What is zero-party data?

Cookies, cookies everywhere! Every child’s dream (and, let’s be honest, probably most adults’ too) – a landscape of never ending cookies. Sorry to burst that sweet bubble, but we’re not here to talk about the butter and sugar kind of cookies. We’re instead going to be talking about the most popular buzzwords to come out of the digital marketing ecosystem in the last couple of years: zero-party data, first-party cookies, third-party cookies and data collection strategies. We’re going to take a look at what they actually mean and why they’re going to shape the future of the digital world.

So what is ‘zero-party data’? And why does it hold such a key importance in the future cookieless world? Zero-party data offers an innovative solution in the cookieless online landscape and an excellent alternative to the currently available cookies. It is information that is hard to infer or buy from a user, in other words it is information that a customer freely shares with a company. Forrester defined it in their 2021 report “Now Tech: Zero-party data solutions” as:

“Data that a customer intentionally and proactively shares with a company.”
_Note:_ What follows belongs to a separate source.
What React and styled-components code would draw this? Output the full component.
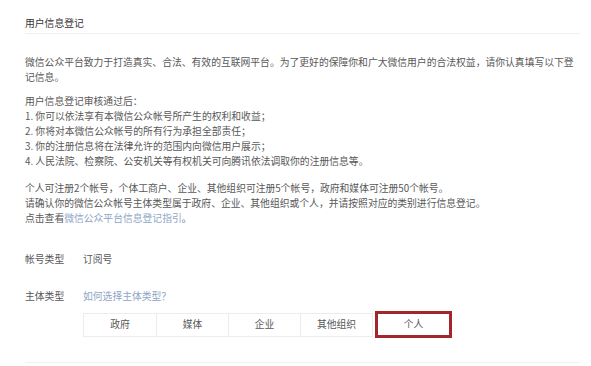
import React from 'react'
import styled, { createGlobalStyle } from 'styled-components'

const GlobalStyle = createGlobalStyle`
  body {
    margin: 0;
    background: #fff;
    font-family: "Noto Sans CJK SC", "Noto Sans", sans-serif;
  }
`

const Page = styled.div`
  width: 555px;
  padding-left: 25px;
  font-size: 9.8px;
  line-height: 15px;
  color: #585858;
`

const Header = styled.div`
  padding-top: 16px;
  padding-bottom: 2px;
  color: #333;
  border-bottom: 1px solid #f0f0f0;
`

const Para = styled.p`
  margin: ${(p) => p.top || 0}px 0 0;
`

const Link = styled.a`
  color: #8ea6c6;
  text-decoration: none;
`

const Row = styled.div`
  display: flex;
  margin-top: ${(p) => p.top || 0}px;
`

const Label = styled.span`
  width: 58px;
  flex-shrink: 0;
`

const Options = styled.div`
  display: flex;
  align-items: center;
  margin: 7px 0 0 58px;
  height: 27px;
`

const Option = styled.div`
  width: ${(p) => (p.first ? 72 : 71)}px;
  height: 22px;
  border: 1px solid #ececec;
  border-left-width: ${(p) => (p.first ? 1 : 0)}px;
  display: flex;
  align-items: center;
  justify-content: center;
`

const Selected = styled.div`
  width: 71px;
  height: 21px;
  margin-left: 2px;
  border: 3px solid #a3262d;
  display: flex;
  align-items: center;
  justify-content: center;
`

const Footer = styled.div`
  margin-top: 24px;
  border-top: 1px solid #f0f0f0;
`

const types = ['政府', '媒体', '企业', '其他组织']

const App = () => {
  return (
    <Page lang="zh-CN">
      <GlobalStyle />
      <Header>用户信息登记</Header>
      <Para top={21}>
        微信公众平台致力于打造真实、合法、有效的互联网平台。为了更好的保障你和广大微信用户的合法权益，请你认真填写以下登记信息。
      </Para>
      <Para top={9}>
        用户信息登记审核通过后：<br />
        1. 你可以依法享有本微信公众帐号所产生的权利和收益；<br />
        2. 你将对本微信公众帐号的所有行为承担全部责任；<br />
        3. 你的注册信息将在法律允许的范围内向微信用户展示；<br />
        4. 人民法院、检察院、公安机关等有权机关可向腾讯依法调取你的注册信息等。
      </Para>
      <Para top={12}>
        个人可注册2个帐号，个体工商户、企业、其他组织可注册5个帐号，政府和媒体可注册50个帐号。<br />
        请确认你的微信公众帐号主体类型属于政府、企业、其他组织或个人，并请按照对应的类别进行信息登记。<br />
        点击查看<Link>微信公众平台信息登记指引</Link>。
      </Para>
      <Row top={26}>
        <Label>帐号类型</Label>
        <span>订阅号</span>
      </Row>
      <Row top={22}>
        <Label>主体类型</Label>
        <Link>如何选择主体类型？</Link>
      </Row>
      <Options>
        {types.map((t, i) => (
          <Option key={t} first={i === 0}>{t}</Option>
        ))}
        <Selected>个人</Selected>
      </Options>
      <Footer />
    </Page>
  )
}

export default App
Google has recently announced that they won’t be phasing out their support of third-party cookies in Chrome until the end of 2023, so a year later than originally planned. They had initially said that they would be implementing this seismic change in the online landscape by the end of 2022 but have explained their rescheduled cut-off date by saying that the ecosystem needs more time to get it right. They are confident that progress has been made, but they need to move at a responsible pace to ensure that the best interests of all parties involved are taken into account.

In the past, in an attempt to avoid the use of third-party cookies, brands have sometimes relied on inferring customer intent from their online behaviour. But coupled with the low accuracy rate of third-party data, it’s far from being an exact science. Enter our friend zero-party data, who can provide companies with the data they need, whilst ensuring the user is happy about how it was acquired and how it will be used. At Qualifio we are increasingly seeing that the brands that we work with, such as L’Oréal, DPG Media Services, Purina and Unilever are aware of the importance of putting a data collection strategy in place.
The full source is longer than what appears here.